Ricardo Rocha
29 de enero de 2009
A pesar de las evidencias, hay una necedad sospechosa en minimizar esta crisis de dimensiones gigantescas
En Davos o el Senado, da igual. Aquí y allá se habla de la crisis como un juego de apariencias, un artilugio de cristales. Pero sin enfrentarla cara a cara al espejo.
En Suiza: “Fíjense cómo los ricos nos preocupamos por los pobres”; “por eso hacemos tan largo viaje hasta este austero lugar”; “sí, claro que abordaremos la crisis, pero desde las cúpulas del poder político y económico, ¿o hay de otras?”; “a quién le importan las inteligencias luminosas o los grandes líderes sociales”; “aquí la pregunta es cuánto del mundo nos queda —todavía— para repartir”.

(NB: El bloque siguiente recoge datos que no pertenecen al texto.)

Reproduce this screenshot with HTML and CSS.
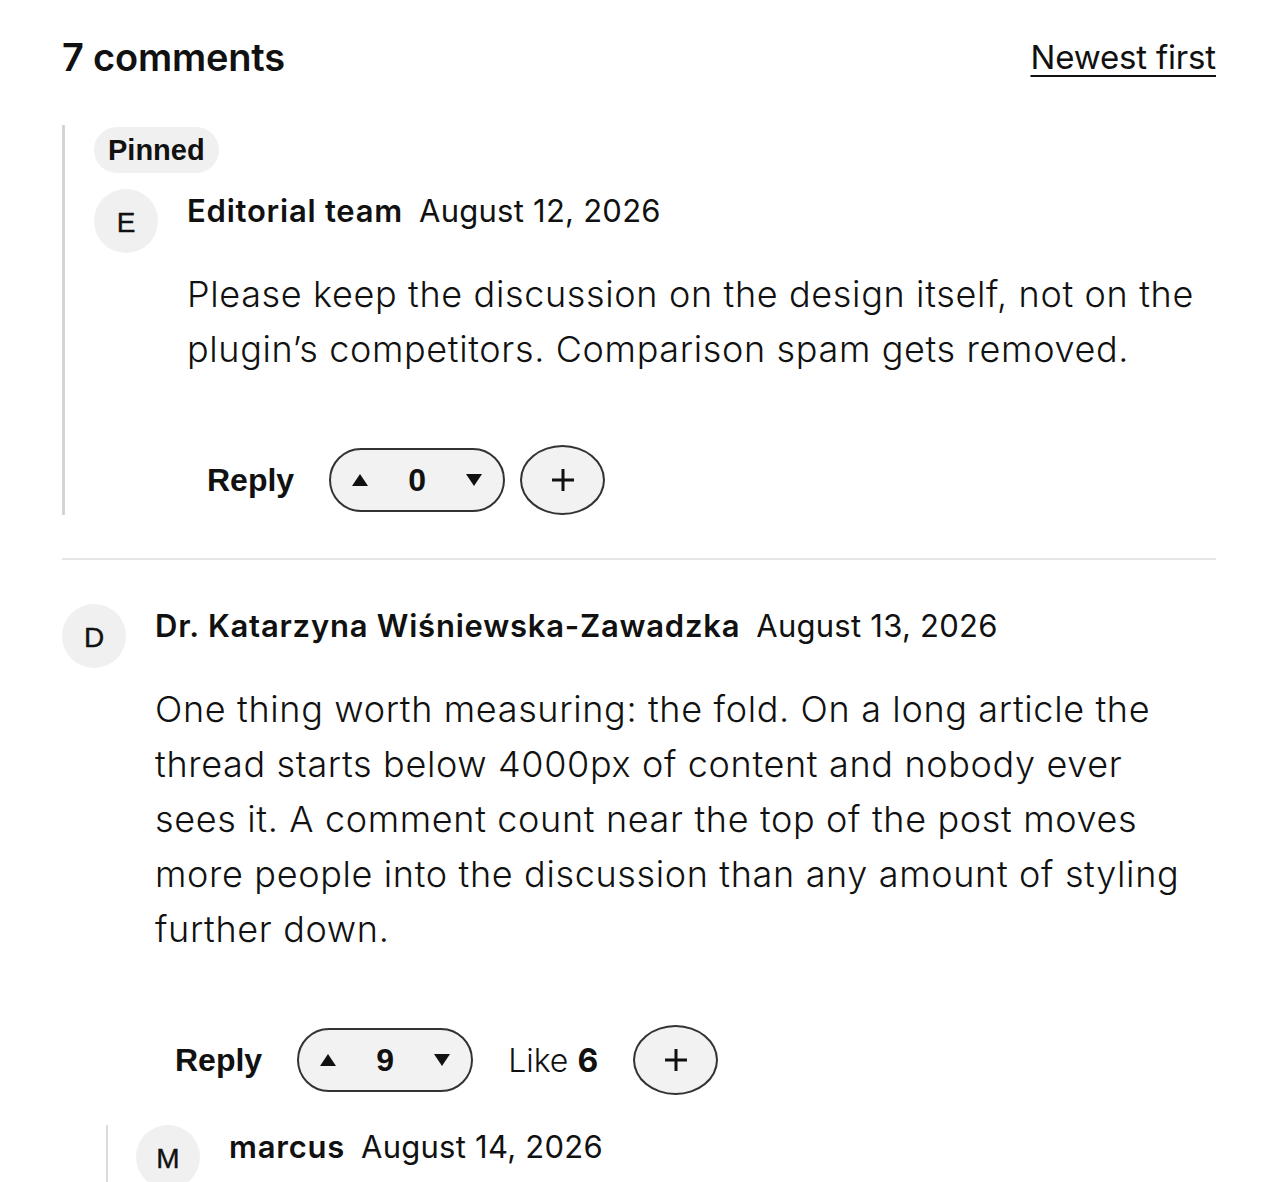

En México: “A ver si van aplaudiendo este esfuerzo de sus heroicos legisladores”; “al fin y al cabo que con sus impuestos pagamos a ex presidentes, oradores profesionales, a precio de oro”; “nomás para la foto, aunque lleguen con sus discursos gastados de siempre”; “cantemos todos a coro: la crisis nos vino de fuera… aquí nadie es culpable”.